The temptation to do two or more things at once
You are lying in a warm tub, reading this column, while listening to abit of Ravel on the radio and -- oh yes -- nibbling on the smoked almonds you always keep in your soap dish. Doubtless this bathing-reading- munching-music-loving you regards these multiple activities as the supreme moment of relaxation in a busy, busy day. Yet, as Hugh Drummond will tell you in the current issue of Mother Jones, you are continuing, even during your interlude of escape, the fragmented patter of modern life.
"Polyphasic behavior" Dr. Drummond calls it -- this dubious latter-day capability for patting your head while rubbing your stomach.
A less benign example of "polyphasic behavior" might find a business executive spooning down a yogurt lunch at his desk while talking on the phone, signing must-go letters, and doing isometric exercises in his stocking feet.
Dr. Drummond suggests that "polyphasic behavior" is produced by the tyranny of time. We are being whipped, he assumes, by those long thin lists of things we say we have to do -- now!m -- until the sequences move faster and faster and we discover we are doing two or three or more things all at once.
Maybe. But the great overachievers of the past seem to have flourished precisely because they could concentrate on one thing at a time. In the course of a day Voltaire churned out a dozen letters, conducted scientific experiments in his laboratory, wrote essays on universal history, supervised his clock factory, participated in amateur theatricals, and conversed into the night with unflagging wit and inexhaustible learning. Still, so far as we know, neither he nor Goethe nor Leonardo nor all the other Renaissance men ever turned polyphasic.
Part of our problem, of course, is technology. We have all the tools -- and then some -- to convert our lives into eight-track tapes. Even if he had wanted to, Voltaire could not have strolled past Notre Dame, like today's tourist, shooting it with his camera while snapping his bubble gum and listening to David Bowie on his portable cassette.
In fact, it is fairly difficult for a 1980 pilgrim not to become an involuntary polyphasic just plodding along life's way -- as when, for instance, he drives to work between flanking billboards, listening to one spot commercial after another on his car radio.
Still, the proliferation of equipment does not quite explain why, at the smorgasbord table of life, we discover ourselves gobbling the Swedish meatballs before we've properly chewed up the herring. The truth is, we polyphasics seem to choose our hyphenated state, even when we complain about it.
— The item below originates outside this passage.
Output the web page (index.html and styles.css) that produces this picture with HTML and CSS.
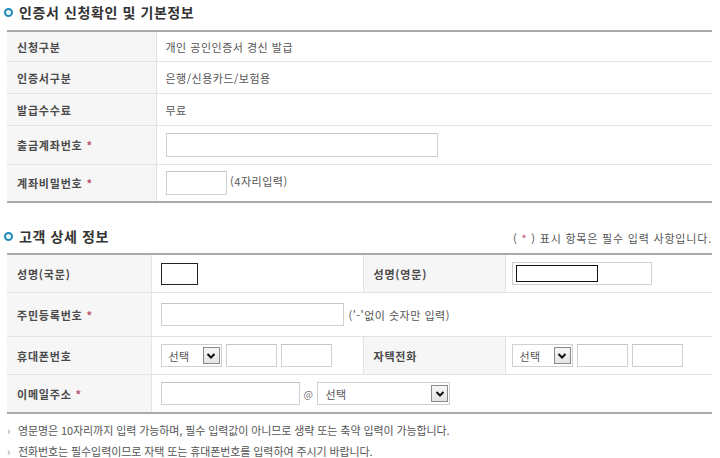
FILE: index.html
```html
<!DOCTYPE html>
<html lang="ko">
<head>
    <meta charset="UTF-8">
    <title>인증서 신청확인</title>
    <link rel="stylesheet" href="styles.css">
</head>
<body>
    <div class="wrap">
        <!-- 기본정보 -->
        <h2 class="sec-title"><span class="dot"></span>인증서 신청확인 및 기본정보</h2>
        <table class="form-table t1">
            <colgroup><col class="c-lbl"><col></colgroup>
            <tr class="r1"><th>신청구분</th><td>개인 공인인증서 경신 발급</td></tr>
            <tr class="r2"><th>인증서구분</th><td>은행/신용카드/보험용</td></tr>
            <tr class="r3"><th>발급수수료</th><td>무료</td></tr>
            <tr class="r4"><th>출금계좌번호 <span class="req">*</span></th><td><input type="text" class="ipt w272"></td></tr>
            <tr class="r5"><th>계좌비밀번호 <span class="req">*</span></th><td><input type="text" class="ipt w61"> <span class="hint">(4자리입력)</span></td></tr>
        </table>

        <!-- 고객 상세 정보 -->
        <div class="sec-head">
            <h2 class="sec-title"><span class="dot"></span>고객 상세 정보</h2>
            <p class="req-note">( <span class="req">*</span> ) 표시 항목은 필수 입력 사항입니다.</p>
        </div>
        <table class="form-table t2">
            <colgroup><col class="c-lbl1"><col class="c-val1"><col class="c-lbl2"><col></colgroup>
            <tr class="s1">
                <th>성명(국문)</th>
                <td><input type="text" class="ipt dark w37"></td>
                <th class="lbl2">성명(영문)</th>
                <td class="val2"><span class="ipt-box"><span class="inner"></span></span></td>
            </tr>
            <tr class="s2">
                <th>주민등록번호 <span class="req">*</span></th>
                <td colspan="3"><div class="line"><input type="text" class="ipt w183"><span class="hint">('-'없이 숫자만 입력)</span></div></td>
            </tr>
            <tr class="s3">
                <th>휴대폰번호</th>
                <td>
                    <div class="line">
                        <div class="sel w61"><span>선택</span><span class="sel-btn"><svg width="12" height="10" viewBox="0 0 12 10"><path d="M2.5 3 L6 6.5 L9.5 3" fill="none" stroke="#111" stroke-width="2"/></svg></span></div>
                        <input type="text" class="ipt w51">
                        <input type="text" class="ipt w51">
                    </div>
                </td>
                <th class="lbl2">자택전화</th>
                <td class="val2">
                    <div class="line">
                        <div class="sel w61"><span>선택</span><span class="sel-btn"><svg width="12" height="10" viewBox="0 0 12 10"><path d="M2.5 3 L6 6.5 L9.5 3" fill="none" stroke="#111" stroke-width="2"/></svg></span></div>
                        <input type="text" class="ipt w51">
                        <input type="text" class="ipt w51">
                    </div>
                </td>
            </tr>
            <tr class="s4">
                <th>이메일주소 <span class="req">*</span></th>
                <td colspan="3">
                    <div class="line">
                        <input type="text" class="ipt w139">
                        <span class="at">@</span>
                        <div class="sel w133"><span>선택</span><span class="sel-btn"><svg width="12" height="10" viewBox="0 0 12 10"><path d="M2.5 3 L6 6.5 L9.5 3" fill="none" stroke="#111" stroke-width="2"/></svg></span></div>
                    </div>
                </td>
            </tr>
        </table>

        <ul class="notes">
            <li>영문명은 10자리까지 입력 가능하며, 필수 입력값이 아니므로 생략 또는 축약 입력이 가능합니다.</li>
            <li>전화번호는 필수입력이므로 자택 또는 휴대폰번호를 입력하여 주시기 바랍니다.</li>
        </ul>
    </div>
</body>
</html>
```
FILE: styles.css
```css
/* 기본 */
body {
    margin: 0;
    background: #fff;
    color: #555;
    font-family: "Noto Sans CJK KR", "Noto Sans", sans-serif;
    font-size: 11px;
}

.wrap {
    padding: 0 8px 0 7px;
}

/* 섹션 제목 */
.sec-title {
    margin: 0 0 0 -3px;
    height: 30px;
    box-sizing: border-box;
    padding-top: 4px;
    display: flex;
    align-items: flex-start;
    gap: 6px;
    font-size: 14px;
    line-height: 16px;
    font-weight: bold;
    color: #333;
    letter-spacing: 0.6px;
}

.dot {
    width: 5px;
    height: 5px;
    margin-top: 4px;
    border: 2px solid #1f8db5;
    border-radius: 50%;
    background: #e8f6fb;
}

.sec-head {
    margin-top: 24px;
    height: 26px;
    display: flex;
    justify-content: space-between;
    align-items: flex-start;
    padding-top: 1px;
    box-sizing: border-box;
}

.sec-head .sec-title {
    height: auto;
    padding-top: 0;
}

.req-note {
    margin: 2px 0 0;
    line-height: 16px;
    color: #555;
    letter-spacing: 0.8px;
}

.req {
    color: #b8506f;
}

/* 폼 테이블 */
.form-table {
    width: 100%;
    border-collapse: collapse;
    table-layout: fixed;
    border-top: 2px solid #a9a9a9;
    border-bottom: 2px solid #a9a9a9;
}

.form-table th,
.form-table td {
    padding: 0 0 0 9px;
    border-bottom: 1px solid #e3e3e3;
    text-align: left;
    vertical-align: middle;
    line-height: 16px;
}

.form-table th {
    padding-left: 10px;
    background: #f6f6f6;
    border-right: 1px solid #e3e3e3;
    color: #4a4a4a;
    font-weight: bold;
    letter-spacing: 0.8px;
}

.form-table td {
    color: #555;
    letter-spacing: 0.5px;
}

.t1 .c-lbl { width: 149px; }
.t1 .r1 th, .t1 .r1 td { height: 29px; }
.t1 .r2 th, .t1 .r2 td { height: 31px; }
.t1 .r3 th, .t1 .r3 td { height: 31px; }
.t1 .r4 th, .t1 .r4 td { height: 38px; }
.t1 .r5 th, .t1 .r5 td { height: 36px; }

.t2 .c-lbl1 { width: 144px; }
.t2 .c-val1 { width: 212px; }
.t2 .c-lbl2 { width: 142px; }
.t2 .s1 th, .t2 .s1 td { height: 37px; }
.t2 .s2 th, .t2 .s2 td { height: 43px; }
.t2 .s3 th, .t2 .s3 td { height: 37px; }
.t2 .s4 th, .t2 .s4 td { height: 37px; }

.t2 th.lbl2 {
    border-left: 1px solid #e3e3e3;
    padding-left: 10px;
}

.t2 td.val2 {
    padding-left: 6px;
}

.line {
    display: flex;
    align-items: center;
    gap: 4px;
}

/* 입력 */
.ipt {
    box-sizing: border-box;
    height: 23px;
    margin: 0;
    padding: 0 3px;
    border: 1px solid #d0d0d0;
    border-top-color: #c4c4c4;
    background: #fff;
    vertical-align: middle;
    font: inherit;
}

.ipt.dark {
    height: 22px;
    border: 1px solid #222;
}

.w37 { width: 37px; }
.w51 { width: 51px; }
.w61 { width: 61px; }
.w133 { width: 133px; }
.w139 { width: 139px; }
.w183 { width: 183px; }
.w272 { width: 272px; height: 24px; }

.t1 .w61 { height: 24px; }

.hint {
    margin-left: 1px;
    color: #555;
}

.t1 .hint {
    margin-left: 0;
}

.ipt-box {
    display: block;
    box-sizing: border-box;
    width: 140px;
    height: 23px;
    padding: 2px 0 0 3px;
    border: 1px solid #d0d0d0;
}

.ipt-box .inner {
    display: block;
    width: 82px;
    height: 17px;
    box-sizing: border-box;
    border: 1px solid #111;
}

/* 선택 박스 */
.sel {
    box-sizing: border-box;
    height: 23px;
    padding: 0 1px 0 7px;
    display: flex;
    align-items: center;
    justify-content: space-between;
    border: 1px solid #d0d0d0;
    background: #fff;
    color: #555;
}

.sel-btn {
    box-sizing: border-box;
    width: 17px;
    height: 17px;
    display: flex;
    align-items: center;
    justify-content: center;
    border: 1px solid #8a8a8a;
    background: linear-gradient(#f7f7f7, #e4e4e4);
}

.at {
    color: #777;
    font-size: 10px;
}

/* 안내 */
.notes {
    margin: 6px 0 0;
    padding: 0;
    list-style: none;
}

.notes li {
    line-height: 21px;
    color: #555;
    letter-spacing: -0.1px;
}

.notes li::before {
    content: "›";
    display: inline-block;
    width: 11px;
    color: #888;
}
```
The difference between overachievers of the past and the present may lie in this The more the Voltaires, the Goethes, the Leonardos accomplished, the more they confirmed their singularity. Their many activities came together as harmonious parts to form one whole, like the colors of a prism adding up to white.
Today's overachiever is not so much trying to do many things as to be many people. One is forever being told to commit oneself to the "role" of being spouse, parent, avid pursuer of career. The values of both hedonism and contemplation are heartily recommended, so that one finds oneself wearing a party hat with a yogi's loincloth. The simultaneous admiration for physical fitness and good taste push one into becoming a jogging aesthete. One aspires to be sophistacated and yet simple, street-smart and agog with nature -- city mouse and country mouse.
he advanced polyphasic can carry on two private conversations at the same time. Every polyphasic is always carrying on at least two conversations with himself or herself, distracted by all the other selves standing by and crying: "It's my turn."
Being a juggler is not easy -- especially when you're juggling oranges and apples and who knows what else.
No wonder the final effect is often a blur, leaving the polyphasic lost, and asking all the other polyphasics: "Who am I?"
The latest fad is said to be "tranquility tanks." Within a darkened box, in warm salt water, the harried polyphasic floats with absolutely nothing to do, absolutely nothing to be. If he is succesful, he becomes pure nobody -- a solution that really doesn't compare to being Voltaire.